In Europe, these plans include giving up several bases in Germany, also in part because of Chancellor Gerhard Schröder’s domestically popular defiance of Bush over Iraq. But the degree to which we are capable of doing so may prove limited indeed. At the simplest level, the Pentagon’s planners do not really seem to grasp just how many buildings the 71,702 soldiers and airmen in Germany alone occupy and how expensive it would be to reposition most of them and build even slightly comparable bases, together with the necessary infrastructure, in former communist countries like Romania, one of Europe’s poorest countries. Lt. Col. Amy Ehmann in Hanau, Germany, has said to the press “There’s no place to put these people” in Romania, Bulgaria, or Djibouti, and she predicts that 80 percent of them will in the end stay in Germany.

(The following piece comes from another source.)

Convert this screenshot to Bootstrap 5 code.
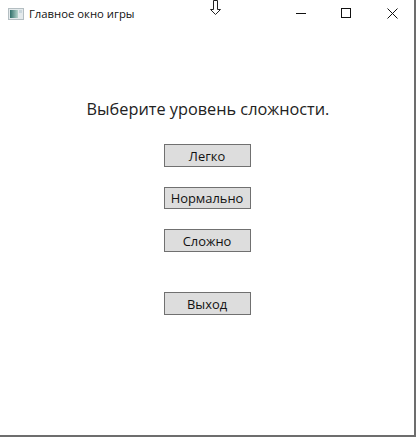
<!DOCTYPE html>
<html lang="ru">
<head>
<meta charset="utf-8">
<title>Главное окно игры</title>
<link rel="stylesheet" href="https://cdn.jsdelivr.net/npm/bootstrap@5.3.0/dist/css/bootstrap.min.css">
<style>
html,body{height:437px;overflow:hidden;background:#fff;}
body{font-family:"Open Sans","Noto Sans","Liberation Sans",sans-serif;color:#111;}
.win-frame{width:416px;height:437px;border-right:2px solid #6d6d6d;border-bottom:2px solid #6d6d6d;position:relative;}
.win-bar{height:30px;padding-left:8px;}
.win-title{font-size:11.3px;margin-left:5px;line-height:16px;margin-top:-3px;color:#111;}
.win-ctrls{margin-right:-1px;align-self:flex-start;}
.win-ctrl{width:46px;height:26px;}
.win-min{margin-left:2px;}
.win-icon{margin-top:-3px;}
.win-body{padding-top:67px;}
.win-head{font-size:16.3px;line-height:24px;margin-bottom:23px;padding-left:2px;color:#222;}
.win-btn{width:87px;height:23px;background:#dddddd;border:1px solid #707070;border-radius:0;padding:1px 0 0;font-size:12.9px;line-height:20px;color:#111;}
.win-btn-short{height:22px;line-height:19px;}
.gap-a{margin-bottom:20px;}
.gap-b{margin-bottom:40px;}
.win-cursor{position:absolute;left:210px;top:0;}
</style>
</head>
<body>
<div class="win-frame">
  <div class="win-bar d-flex align-items-center">
    <svg class="win-icon" width="16" height="14" viewBox="0 0 16 14"><defs><linearGradient id="ig" x1="0" x2="1" y1="0" y2="0"><stop offset="0" stop-color="#2f6f6a"/><stop offset="1" stop-color="#b5d4cc"/></linearGradient></defs><rect x="0.5" y="1.5" width="15" height="11" fill="#e4eaec" stroke="#b4bec2"/><rect x="2" y="3" width="8" height="8" fill="url(#ig)"/><rect x="11" y="3" width="3" height="3" fill="#c9d6dc"/></svg>
    <span class="win-title">Главное окно игры</span>
    <div class="ms-auto d-flex win-ctrls">
      <div class="win-ctrl d-flex align-items-center justify-content-center"><svg class="win-min" width="10" height="10"><path d="M0 5.5H10" stroke="#111"/></svg></div>
      <div class="win-ctrl d-flex align-items-center justify-content-center"><svg width="10" height="10"><rect x="0.5" y="0.5" width="9" height="9" fill="none" stroke="#111"/></svg></div>
      <div class="win-ctrl d-flex align-items-center justify-content-center"><svg width="11" height="11"><path d="M0.5 0.5L10.5 10.5M10.5 0.5L0.5 10.5" stroke="#111"/></svg></div>
    </div>
  </div>
  <div class="win-body d-flex flex-column align-items-center">
    <div class="win-head">Выберите уровень сложности.</div>
    <button class="btn win-btn gap-a">Легко</button>
    <button class="btn win-btn win-btn-short gap-a">Нормально</button>
    <button class="btn win-btn gap-b">Сложно</button>
    <button class="btn win-btn">Выход</button>
  </div>
  <svg class="win-cursor" width="11" height="16" viewBox="0 0 11 16"><path d="M3.5 0.5V9.5H0.5L5.5 14.5L10.5 9.5H7.5V0.5Z" fill="#fff" stroke="#222"/></svg>
</div>
</body>
</html>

It’s also certain that generals of the high command have no intention of living in backwaters like Constanta, Romania, and will keep the U.S. military headquarters in Stuttgart while holding on to Ramstein Air Force Base, Spangdahlem Air Force Base, and the Grafenwöhr Training Area.

One reason why the Pentagon is considering moving out of rich democracies like Germany and South Korea and looks covetously at military dictatorships and poverty-stricken dependencies is to take advantage of what the Pentagon calls their “more permissive environmental regulations.” The Pentagon always imposes on countries in which it deploys our forces so-called Status of Forces Agreements, which usually exempt the United States from cleaning up or paying for the environmental damage it causes. This is a standing grievance in Okinawa, where the American environmental record has been nothing short of abominable. Part of this attitude is simply the desire of the Pentagon to put itself beyond any of the restraints that govern civilian life, an attitude increasingly at play in the “homeland” as well. For example, the 2004 defense authorization bill of $401.3 billion that President Bush signed into law in November 2003 exempted the military from abiding by the Endangered Species Act and the Marine Mammal Protection Act.

While there is every reason to believe that the impulse to create ever more lily pads in the Third World remains unchecked, there are several reasons to doubt that some of the more grandiose plans, for either expansion or downsizing, will ever be put into effect or, if they are, that they will do anything other than make the problem of terrorism worse than it is. For one thing, Russia is opposed to the expansion of U.S. military power on its borders and is already moving to checkmate American basing sorties into places such as Georgia, Kyrgyzstan, and Uzbekistan. The first post-Soviet-era Russian airbase in Kyrgyzstan has just been completed forty miles from the U.S. base at Bishkek, and in December 2003 the dictator of Uzbekistan, Islam Karimov, declared that he would not permit a permanent deployment of U.S. forces in his country, even though we already have a base there.